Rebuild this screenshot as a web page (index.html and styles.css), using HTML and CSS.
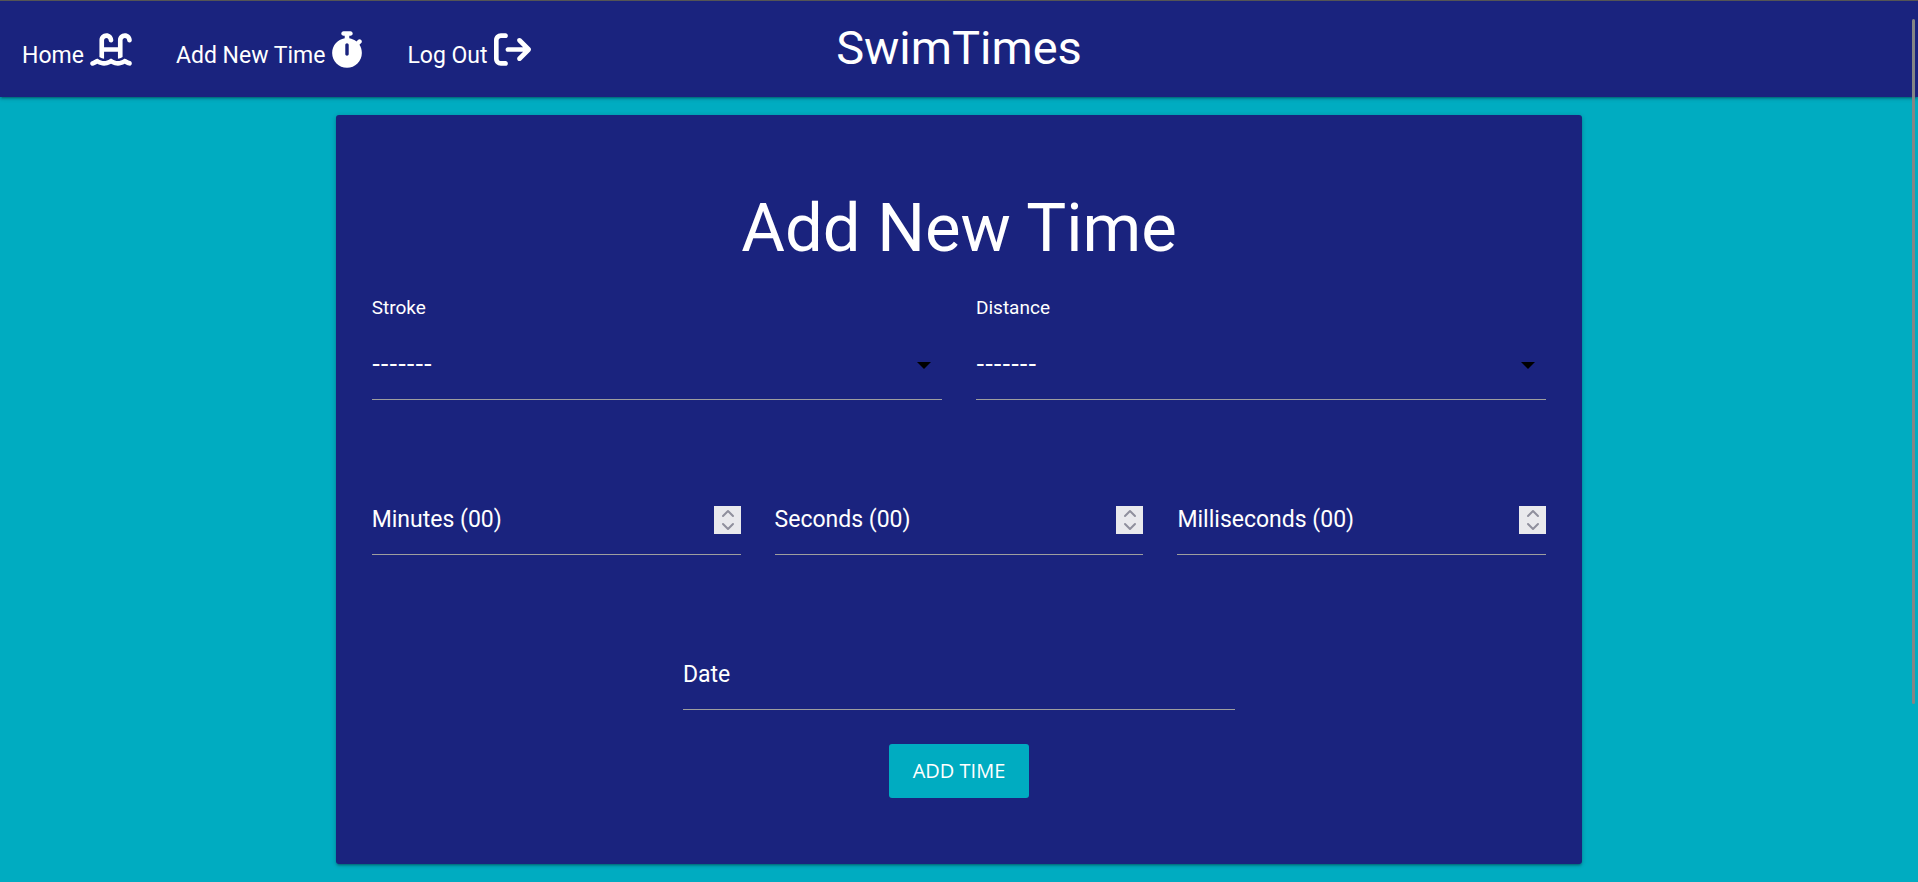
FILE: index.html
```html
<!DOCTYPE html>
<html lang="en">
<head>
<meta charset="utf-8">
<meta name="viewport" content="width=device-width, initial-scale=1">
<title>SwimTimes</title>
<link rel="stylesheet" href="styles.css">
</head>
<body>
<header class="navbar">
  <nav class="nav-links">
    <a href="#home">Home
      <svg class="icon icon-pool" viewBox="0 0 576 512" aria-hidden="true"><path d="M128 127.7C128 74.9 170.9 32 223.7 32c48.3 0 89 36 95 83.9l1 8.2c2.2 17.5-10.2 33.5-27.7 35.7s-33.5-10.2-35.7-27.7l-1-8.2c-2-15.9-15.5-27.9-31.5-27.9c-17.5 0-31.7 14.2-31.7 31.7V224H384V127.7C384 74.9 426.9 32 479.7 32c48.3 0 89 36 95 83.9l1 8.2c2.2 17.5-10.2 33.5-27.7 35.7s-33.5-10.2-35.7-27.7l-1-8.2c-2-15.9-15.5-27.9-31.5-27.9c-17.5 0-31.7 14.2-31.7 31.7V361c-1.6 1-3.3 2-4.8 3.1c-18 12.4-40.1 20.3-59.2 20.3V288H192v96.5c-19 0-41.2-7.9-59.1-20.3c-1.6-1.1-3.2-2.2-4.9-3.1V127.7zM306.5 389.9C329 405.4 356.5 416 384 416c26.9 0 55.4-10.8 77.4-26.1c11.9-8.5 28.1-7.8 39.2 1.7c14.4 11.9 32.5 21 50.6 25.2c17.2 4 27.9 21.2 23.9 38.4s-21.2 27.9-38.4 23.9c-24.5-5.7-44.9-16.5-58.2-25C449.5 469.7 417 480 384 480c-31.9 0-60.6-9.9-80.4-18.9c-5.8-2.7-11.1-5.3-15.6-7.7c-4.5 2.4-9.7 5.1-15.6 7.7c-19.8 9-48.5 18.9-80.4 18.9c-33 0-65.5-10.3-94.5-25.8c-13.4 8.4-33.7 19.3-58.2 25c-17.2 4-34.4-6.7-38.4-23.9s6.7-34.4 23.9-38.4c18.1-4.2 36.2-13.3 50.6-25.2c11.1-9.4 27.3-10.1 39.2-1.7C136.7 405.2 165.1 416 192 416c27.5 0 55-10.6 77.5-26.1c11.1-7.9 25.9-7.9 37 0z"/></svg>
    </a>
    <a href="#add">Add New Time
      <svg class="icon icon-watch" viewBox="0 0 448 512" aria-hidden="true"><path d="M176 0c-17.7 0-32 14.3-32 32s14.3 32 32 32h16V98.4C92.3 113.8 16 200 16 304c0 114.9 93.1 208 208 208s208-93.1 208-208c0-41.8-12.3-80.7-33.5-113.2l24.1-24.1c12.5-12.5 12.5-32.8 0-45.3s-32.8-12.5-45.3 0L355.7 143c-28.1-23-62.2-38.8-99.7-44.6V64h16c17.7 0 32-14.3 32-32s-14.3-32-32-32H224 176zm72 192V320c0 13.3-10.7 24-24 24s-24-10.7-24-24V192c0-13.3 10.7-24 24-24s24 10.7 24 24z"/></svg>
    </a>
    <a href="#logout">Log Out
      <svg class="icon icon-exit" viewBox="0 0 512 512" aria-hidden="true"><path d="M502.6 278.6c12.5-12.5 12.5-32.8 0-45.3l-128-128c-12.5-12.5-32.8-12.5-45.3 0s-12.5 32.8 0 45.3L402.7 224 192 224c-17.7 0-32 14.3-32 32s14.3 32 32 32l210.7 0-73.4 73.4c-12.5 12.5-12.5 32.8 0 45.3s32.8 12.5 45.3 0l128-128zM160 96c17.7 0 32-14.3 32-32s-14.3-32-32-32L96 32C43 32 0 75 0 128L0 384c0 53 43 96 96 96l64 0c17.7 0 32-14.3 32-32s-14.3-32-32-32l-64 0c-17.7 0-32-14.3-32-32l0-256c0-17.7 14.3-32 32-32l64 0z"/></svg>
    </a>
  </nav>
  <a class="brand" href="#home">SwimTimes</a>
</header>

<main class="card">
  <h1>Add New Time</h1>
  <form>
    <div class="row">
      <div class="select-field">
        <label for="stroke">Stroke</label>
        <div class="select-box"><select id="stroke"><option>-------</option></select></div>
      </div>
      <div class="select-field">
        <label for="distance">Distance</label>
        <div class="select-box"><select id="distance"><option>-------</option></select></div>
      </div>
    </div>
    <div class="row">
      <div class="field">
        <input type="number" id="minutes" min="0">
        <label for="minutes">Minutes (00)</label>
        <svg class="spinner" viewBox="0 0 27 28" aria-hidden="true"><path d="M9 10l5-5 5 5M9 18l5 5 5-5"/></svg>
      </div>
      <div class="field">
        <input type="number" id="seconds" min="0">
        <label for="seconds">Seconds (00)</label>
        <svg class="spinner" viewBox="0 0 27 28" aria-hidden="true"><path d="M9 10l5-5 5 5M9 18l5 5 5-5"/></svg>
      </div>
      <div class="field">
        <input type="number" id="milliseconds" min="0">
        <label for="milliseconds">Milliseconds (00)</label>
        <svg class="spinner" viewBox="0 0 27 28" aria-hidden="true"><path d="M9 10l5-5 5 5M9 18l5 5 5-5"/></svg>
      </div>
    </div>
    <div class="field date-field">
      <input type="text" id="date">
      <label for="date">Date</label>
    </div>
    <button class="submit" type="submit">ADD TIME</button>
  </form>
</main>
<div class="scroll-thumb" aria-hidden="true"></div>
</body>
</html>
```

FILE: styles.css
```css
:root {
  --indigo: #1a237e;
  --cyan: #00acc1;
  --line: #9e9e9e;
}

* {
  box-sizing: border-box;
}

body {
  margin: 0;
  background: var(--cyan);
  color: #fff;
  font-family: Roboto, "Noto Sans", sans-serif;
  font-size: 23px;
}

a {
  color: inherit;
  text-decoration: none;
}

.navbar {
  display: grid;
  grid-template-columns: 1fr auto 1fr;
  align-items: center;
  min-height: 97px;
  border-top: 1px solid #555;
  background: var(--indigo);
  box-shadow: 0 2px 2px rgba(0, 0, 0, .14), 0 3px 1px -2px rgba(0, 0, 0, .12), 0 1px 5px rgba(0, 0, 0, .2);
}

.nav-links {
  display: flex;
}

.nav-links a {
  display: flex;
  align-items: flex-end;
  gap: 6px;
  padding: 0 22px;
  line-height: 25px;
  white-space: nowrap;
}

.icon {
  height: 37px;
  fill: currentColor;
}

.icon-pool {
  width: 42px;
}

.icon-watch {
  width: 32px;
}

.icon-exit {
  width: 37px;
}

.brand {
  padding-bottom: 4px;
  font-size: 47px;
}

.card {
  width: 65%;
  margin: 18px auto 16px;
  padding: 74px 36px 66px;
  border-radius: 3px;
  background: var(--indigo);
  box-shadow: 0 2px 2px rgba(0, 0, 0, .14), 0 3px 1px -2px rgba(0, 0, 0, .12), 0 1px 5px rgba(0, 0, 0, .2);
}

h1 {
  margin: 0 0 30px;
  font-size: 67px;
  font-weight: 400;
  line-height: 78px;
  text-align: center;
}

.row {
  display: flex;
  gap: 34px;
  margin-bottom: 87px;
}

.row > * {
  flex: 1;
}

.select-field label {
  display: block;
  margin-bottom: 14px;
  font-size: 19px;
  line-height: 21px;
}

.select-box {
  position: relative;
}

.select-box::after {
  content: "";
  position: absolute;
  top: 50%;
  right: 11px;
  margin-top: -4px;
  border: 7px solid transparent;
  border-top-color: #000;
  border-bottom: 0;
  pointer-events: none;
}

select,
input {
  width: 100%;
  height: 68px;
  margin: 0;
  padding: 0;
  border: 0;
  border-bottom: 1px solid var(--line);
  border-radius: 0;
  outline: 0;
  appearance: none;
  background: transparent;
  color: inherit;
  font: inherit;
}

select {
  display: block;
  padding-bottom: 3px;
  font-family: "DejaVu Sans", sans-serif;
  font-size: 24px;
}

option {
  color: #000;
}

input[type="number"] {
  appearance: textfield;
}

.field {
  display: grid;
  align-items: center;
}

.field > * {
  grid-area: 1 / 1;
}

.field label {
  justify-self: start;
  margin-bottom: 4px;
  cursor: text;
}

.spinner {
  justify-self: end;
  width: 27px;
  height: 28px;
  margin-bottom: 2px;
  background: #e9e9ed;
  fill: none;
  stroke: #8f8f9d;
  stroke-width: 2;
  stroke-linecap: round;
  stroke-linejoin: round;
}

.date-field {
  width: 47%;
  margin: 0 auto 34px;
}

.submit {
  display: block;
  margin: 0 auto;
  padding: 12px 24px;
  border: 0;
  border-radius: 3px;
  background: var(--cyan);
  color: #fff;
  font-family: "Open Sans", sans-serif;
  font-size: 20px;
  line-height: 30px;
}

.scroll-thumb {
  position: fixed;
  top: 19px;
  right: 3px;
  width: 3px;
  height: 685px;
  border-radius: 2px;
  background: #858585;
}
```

-=-=-=-=-

From the material above, copy each line that includes the word "index".

*COMPLETE RESPONSE:*
Rebuild this screenshot as a web page (index.html and styles.css), using HTML and CSS.
FILE: index.html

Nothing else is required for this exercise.